In this lawsuit, Aqua Connect alleged that the defendants downloaded a trial version of the plaintiff’s Aqua Connect Terminal Server software (ACTS) and subsequently reverse engineered ACTS in violation of the End User License Agreement (EULA), which prohibited the user from reverse engineering the software in order to obtain the underlying code. Aqua Connect claimed that the defendants used the trial version of the ACTS software to obtain the code and then created and distributed a competing software product, which Aqua Connect claimed violated California’s Uniform Trade Secrets Act.
The court disagreed and granted the defendants’ motion to dismiss the trade secrets claim. The court noted that under California law: “to state a cause of action for misappropriation of a trade secret . . . a plaintiff must plead that (1) the plaintiff owned a trade secret, (2) the defendant acquired, disclosed, or used the plaintiff's trade secret through improper means, and (3) the defendant's actions damaged the plaintiff. Civ. Code § 3426.1; Cytodyn, Inc. v.
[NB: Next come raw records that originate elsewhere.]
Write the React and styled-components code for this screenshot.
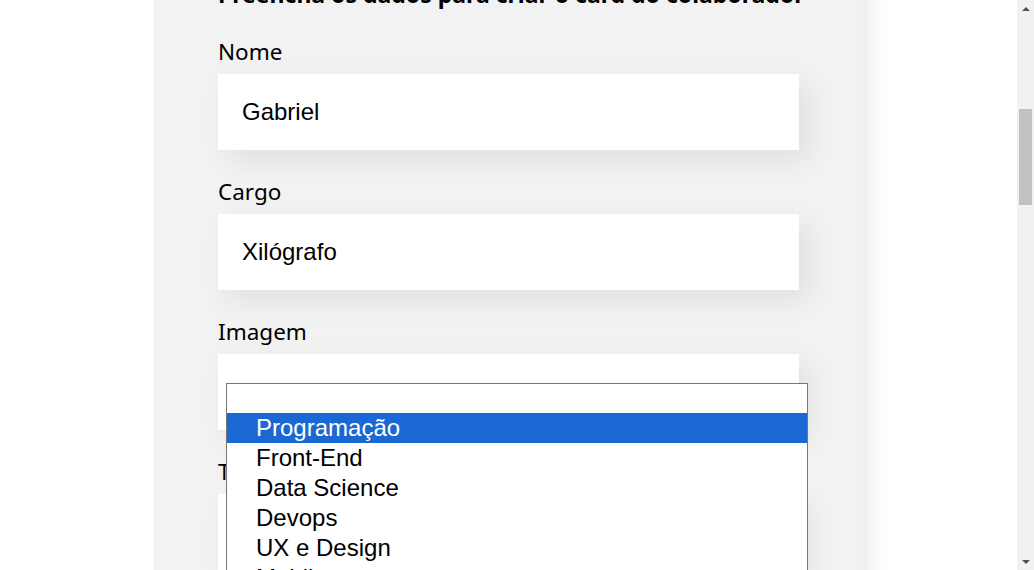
import React, { useLayoutEffect, useRef } from "react";
import styled, { createGlobalStyle } from "styled-components";

const GlobalStyle = createGlobalStyle`
  html, body { margin: 0; padding: 0; height: 100%; overflow: hidden; background: #fff; }
  body { font-family: "Noto Sans", sans-serif; }
  * { box-sizing: border-box; }
`;

const Window = styled.div`
  display: flex;
  height: 100vh;
  width: 100vw;
  background: #fff;
`;

const Viewport = styled.div`
  flex: 1;
  min-width: 0;
  height: 100%;
  overflow: hidden;
`;

const ScrollBar = styled.div`
  width: 17px;
  height: 100%;
  background: #f1f1f1;
  display: flex;
  flex-direction: column;
  align-items: center;
`;

const ArrowButton = styled.div`
  width: 17px;
  height: 17px;
  display: flex;
  align-items: center;
  justify-content: center;

  &::before {
    content: "";
    width: 0;
    height: 0;
    border-left: 4px solid transparent;
    border-right: 4px solid transparent;
    ${(p) =>
      p.$down
        ? "border-top: 4px solid #505050;"
        : "border-bottom: 4px solid #505050;"}
  }
`;

const ThumbSpacer = styled.div`
  height: 92px;
  flex-shrink: 0;
`;

const Thumb = styled.div`
  width: 13px;
  height: 96px;
  background: #c1c1c1;
  flex-shrink: 0;
`;

const TrackRest = styled.div`
  flex: 1;
`;

const Banner = styled.header`
  height: 408px;
  background: #6278f7;
`;

const FormSection = styled.section`
  display: flex;
  justify-content: center;
  padding: 80px 0;
`;

const FormCard = styled.form`
  width: 709px;
  background: #f2f2f2;
  border-radius: 20px;
  padding: 36px 64px;
  box-shadow: 8px 8px 16px rgba(0, 0, 0, 0.08);
  display: flex;
  flex-direction: column;
  gap: 24px;
`;

const Title = styled.h2`
  margin: 2px 0 0;
  font-family: "Noto Sans", sans-serif;
  font-size: 23px;
  font-weight: 700;
  line-height: 32px;
  color: #000;
  white-space: nowrap;
`;

const Field = styled.div`
  position: relative;
  display: flex;
  flex-direction: column;
  gap: 8px;
`;

const Label = styled.label`
  font-family: "Noto Sans", sans-serif;
  font-size: 22.5px;
  line-height: 28px;
  padding-top: 4px;
  color: #000;
`;

const Input = styled.input`
  width: 100%;
  height: 76px;
  border: none;
  outline: none;
  padding: 24px;
  background: #fff;
  font-family: "Liberation Sans", Arial, sans-serif;
  font-size: 24px;
  color: #000;
  box-shadow: 10px 10px 30px rgba(0, 0, 0, 0.08);
`;

const SelectBox = styled.div`
  width: 100%;
  height: 76px;
  background: #fff;
  box-shadow: 10px 10px 30px rgba(0, 0, 0, 0.08);
`;

const Popup = styled.ul`
  position: absolute;
  left: 8px;
  top: -71px;
  width: 582px;
  margin: 0;
  padding: 0;
  list-style: none;
  background: #fff;
  border: 1px solid #767676;
  z-index: 10;
`;

const Option = styled.li`
  height: 30px;
  padding-left: 29px;
  display: flex;
  align-items: center;
  font-family: "Liberation Sans", Arial, sans-serif;
  font-size: 24px;
  color: ${(p) => (p.$selected ? "#fff" : "#000")};
  background: ${(p) => (p.$selected ? "#1a68d3" : "#fff")};
  white-space: nowrap;

  &:first-child {
    height: 29px;
  }
`;

const Button = styled.button`
  align-self: flex-start;
  background: #6278f7;
  border: none;
  border-radius: 10px;
  padding: 24px 32px;
  color: #fff;
  font-family: "Noto Sans", sans-serif;
  font-size: 18px;
  font-weight: 700;
`;

const Teams = styled.section`
  min-height: 1860px;
  display: flex;
  flex-direction: column;
  align-items: center;
`;

const TeamsTitle = styled.h2`
  margin: 0;
  font-family: "Noto Sans", sans-serif;
  font-size: 40px;
  color: #6278f7;
`;

const options = [
  "",
  "Programação",
  "Front-End",
  "Data Science",
  "Devops",
  "UX e Design",
  "Mobile",
  "Inovação e Gestão",
];

export default function App() {
  const ref = useRef(null);
  useLayoutEffect(() => {
    if (ref.current) ref.current.scrollTop = 548;
  }, []);

  return (
    <>
      <GlobalStyle />
      <Window>
        <Viewport ref={ref}>
          <Banner />
          <FormSection>
            <FormCard onSubmit={(e) => e.preventDefault()}>
              <Title>Preencha os dados para criar o card do colaborador</Title>
              <Field>
                <Label>Nome</Label>
                <Input defaultValue="Gabriel" />
              </Field>
              <Field>
                <Label>Cargo</Label>
                <Input defaultValue="Xilógrafo" />
              </Field>
              <Field>
                <Label>Imagem</Label>
                <Input defaultValue="" />
              </Field>
              <Field>
                <Label>Time</Label>
                <SelectBox />
                <Popup>
                  {options.map((o, i) => (
                    <Option key={i} $selected={o === "Programação"}>
                      {o}
                    </Option>
                  ))}
                </Popup>
              </Field>
              <Button type="submit">Criar card</Button>
            </FormCard>
          </FormSection>
          <Teams>
            <TeamsTitle>Minha organização</TeamsTitle>
          </Teams>
        </Viewport>
        <ScrollBar>
          <ArrowButton />
          <ThumbSpacer />
          <Thumb />
          <TrackRest />
          <ArrowButton $down />
        </ScrollBar>
      </Window>
    </>
  );
}
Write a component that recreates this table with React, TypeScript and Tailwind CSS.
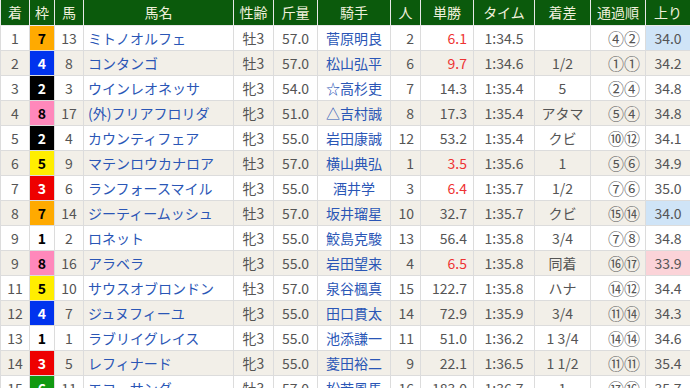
import React from 'react';

type Row = {
  rank: string;
  waku: number;
  num: string;
  name: string;
  sex: string;
  kin: string;
  jockey: string;
  pop: string;
  odds: string;
  time: string;
  diff: string;
  pass: string;
  last: string;
  lastMark?: 'blue' | 'pink';
};

const rows: Row[] = [
  { rank: '1', waku: 7, num: '13', name: 'ミトノオルフェ', sex: '牡3', kin: '57.0', jockey: '菅原明良', pop: '2', odds: '6.1', time: '1:34.5', diff: '', pass: '④②', last: '34.0', lastMark: 'blue' },
  { rank: '2', waku: 4, num: '8', name: 'コンタンゴ', sex: '牡3', kin: '57.0', jockey: '松山弘平', pop: '6', odds: '9.7', time: '1:34.6', diff: '1/2', pass: '①①', last: '34.2' },
  { rank: '3', waku: 2, num: '3', name: 'ウインレオネッサ', sex: '牝3', kin: '54.0', jockey: '☆高杉吏', pop: '7', odds: '14.3', time: '1:35.4', diff: '5', pass: '②④', last: '34.8' },
  { rank: '4', waku: 8, num: '17', name: '(外)フリアフロリダ', sex: '牝3', kin: '51.0', jockey: '△吉村誠', pop: '8', odds: '17.3', time: '1:35.4', diff: 'アタマ', pass: '⑤④', last: '34.8' },
  { rank: '5', waku: 2, num: '4', name: 'カウンティフェア', sex: '牝3', kin: '55.0', jockey: '岩田康誠', pop: '12', odds: '53.2', time: '1:35.4', diff: 'クビ', pass: '⑩⑫', last: '34.1' },
  { rank: '6', waku: 5, num: '9', name: 'マテンロウカナロア', sex: '牡3', kin: '57.0', jockey: '横山典弘', pop: '1', odds: '3.5', time: '1:35.6', diff: '1', pass: '⑤⑥', last: '34.9' },
  { rank: '7', waku: 3, num: '6', name: 'ランフォースマイル', sex: '牝3', kin: '55.0', jockey: '酒井学', pop: '3', odds: '6.4', time: '1:35.7', diff: '1/2', pass: '⑦⑥', last: '35.0' },
  { rank: '8', waku: 7, num: '14', name: 'ジーティームッシュ', sex: '牡3', kin: '57.0', jockey: '坂井瑠星', pop: '10', odds: '32.7', time: '1:35.7', diff: 'クビ', pass: '⑮⑭', last: '34.0', lastMark: 'blue' },
  { rank: '9', waku: 1, num: '2', name: 'ロネット', sex: '牝3', kin: '55.0', jockey: '鮫島克駿', pop: '13', odds: '56.4', time: '1:35.8', diff: '3/4', pass: '⑦⑧', last: '34.8' },
  { rank: '9', waku: 8, num: '16', name: 'アラベラ', sex: '牝3', kin: '55.0', jockey: '岩田望来', pop: '4', odds: '6.5', time: '1:35.8', diff: '同着', pass: '⑯⑰', last: '33.9', lastMark: 'pink' },
  { rank: '11', waku: 5, num: '10', name: 'サウスオブロンドン', sex: '牡3', kin: '57.0', jockey: '泉谷楓真', pop: '15', odds: '122.7', time: '1:35.8', diff: 'ハナ', pass: '⑭⑫', last: '34.4' },
  { rank: '12', waku: 4, num: '7', name: 'ジュヌフィーユ', sex: '牝3', kin: '55.0', jockey: '田口貫太', pop: '14', odds: '72.9', time: '1:35.9', diff: '3/4', pass: '⑪⑭', last: '34.3' },
  { rank: '13', waku: 1, num: '1', name: 'ラブリイグレイス', sex: '牝3', kin: '55.0', jockey: '池添謙一', pop: '11', odds: '51.0', time: '1:36.2', diff: '1 3/4', pass: '⑭⑭', last: '34.6' },
  { rank: '14', waku: 3, num: '5', name: 'レフィナード', sex: '牝3', kin: '55.0', jockey: '菱田裕二', pop: '9', odds: '22.1', time: '1:36.5', diff: '1 1/2', pass: '⑪⑪', last: '35.4' },
  { rank: '15', waku: 6, num: '11', name: 'エコーサンダ', sex: '牡3', kin: '57.0', jockey: '松若風馬', pop: '16', odds: '183.0', time: '1:36.7', diff: '1', pass: '⑰⑯', last: '35.7' },
];

const wakuStyle: Record<number, string> = {
  1: 'bg-white text-black',
  2: 'bg-black text-white',
  3: 'bg-[#ee0000] text-white',
  4: 'bg-[#0033ee] text-white',
  5: 'bg-[#ffee00] text-black',
  6: 'bg-[#119911] text-white',
  7: 'bg-[#ffaa00] text-black',
  8: 'bg-[#ff88bb] text-black',
};

const headers = ['着', '枠', '馬', '馬名', '性齢', '斤量', '騎手', '人', '単勝', 'タイム', '着差', '通過順', '上り'];
const widths = [29, 25, 29, 150, 40, 44, 73, 30, 53, 61, 56, 55, 45];

export default function App() {
  return (
    <div
      className="w-[690px] h-[388px] overflow-hidden bg-white"
      style={{ fontFamily: '"Noto Sans CJK JP", "Noto Sans", sans-serif' }}
    >
      <table className="table-fixed border-collapse w-[690px] text-[14px] text-[#555]">
        <colgroup>
          {widths.map((w, i) => (
            <col key={i} style={{ width: w }} />
          ))}
        </colgroup>
        <thead>
          <tr className="h-[25px] bg-[#0b5a0c] text-[#f0f0dc] text-[14px]">
            {headers.map((h) => (
              <th key={h} className="border border-[#e8e8e8] border-t-0 font-normal text-center p-0 leading-none">
                {h}
              </th>
            ))}
          </tr>
        </thead>
        <tbody>
          {rows.map((r, i) => (
            <tr key={i} className={`h-[25px] leading-none ${i % 2 === 1 ? 'bg-[#f2efe8]' : 'bg-white'}`}>
              <td className="border border-[#dcdcdc] text-center p-0">{r.rank}</td>
              <td className={`border border-[#dcdcdc] text-center p-0 font-bold ${wakuStyle[r.waku]}`}>{r.waku}</td>
              <td className="border border-[#dcdcdc] text-center p-0">{r.num}</td>
              <td className="border border-[#dcdcdc] pl-[4px] pr-0 py-0 text-[#2a56b6] whitespace-nowrap overflow-hidden">{r.name}</td>
              <td className="border border-[#dcdcdc] text-center p-0">{r.sex}</td>
              <td className="border border-[#dcdcdc] text-center p-0">{r.kin}</td>
              <td className="border border-[#dcdcdc] text-center p-0 text-[#2a56b6] whitespace-nowrap">{r.jockey}</td>
              <td className="border border-[#dcdcdc] text-right pr-[6px] pl-0 py-0">{r.pop}</td>
              <td
                className={`border border-[#dcdcdc] text-right pr-[6px] pl-0 py-0 ${parseFloat(r.odds) < 10 ? 'text-[#ee3333]' : ''}`}
              >
                {r.odds}
              </td>
              <td className="border border-[#dcdcdc] text-center p-0">{r.time}</td>
              <td className="border border-[#dcdcdc] text-center p-0 whitespace-nowrap">{r.diff}</td>
              <td className="border border-[#dcdcdc] text-right pr-[5px] pl-0 py-0 text-[16px] whitespace-nowrap">{r.pass}</td>
              <td
                className={`border border-[#dcdcdc] text-center p-0 ${
                  r.lastMark === 'blue' ? 'bg-[#cfe4f7]' : r.lastMark === 'pink' ? 'bg-[#fbd3d8]' : ''
                }`}
              >
                {r.last}
              </td>
            </tr>
          ))}
        </tbody>
      </table>
    </div>
  );
}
Amerimmune Pharm., Inc., 160 Cal. App. 4th 288, 297 (Ct. App. 2008).” The court explained that “[i]mproper means” includes theft, bribery, misrepresentation, breach or inducement of a breach of a duty to maintain secrecy, or espionage through electronic or other means,” but “[r]everse engineering or independent derivation alone shall not be considered improper means.” Civ. Code. § 3426.1(a); Sargent Fletcher, Inc. v. Able Corp., 110 Cal. App. 4th 1658, 1666 (Ct. App. 2003).
Aqua Connect argued that the EULA form contract and its alleged breach by the defendants should legally convert the alleged reverse engineering into an “improper means” of acquiring Aqua Connect’s trade secret. However, the court again disagreed, observing that “Justice Moreno in his concurrence to a California Supreme Court decision, states that ‘nowhere has it been recognized that a party wishing to protect proprietary information may employ a consumer form contract to, in effect, change the statutory definition of ‘improper means’ under trade secret law to include reverse engineering, so that an alleged trade secret holder may bring an action.’” DVD Copy Control Ass’n, Inc. v. Bunner, 31 Cal. 4th 864, 901 n.5 (2003)(Moreno, J., concurring).
California’s trade secrets statute expressly contemplates the lawfulness of deriving a trade secret through “by a fair and honest means, such as purchase of the item on the open market for reverse engineering.” Civil Code § 3426.1 (Legislative Committee Comment). However, in this case, the court found that, despite the defendants’ alleged breach of a license agreement that prohibited them from reverse engineering the software, they nevertheless obtained the trade secret “by a fair and honest means.” Given the internal contradiction of such a conclusion, it is likely that this ruling will be revisited in future cases.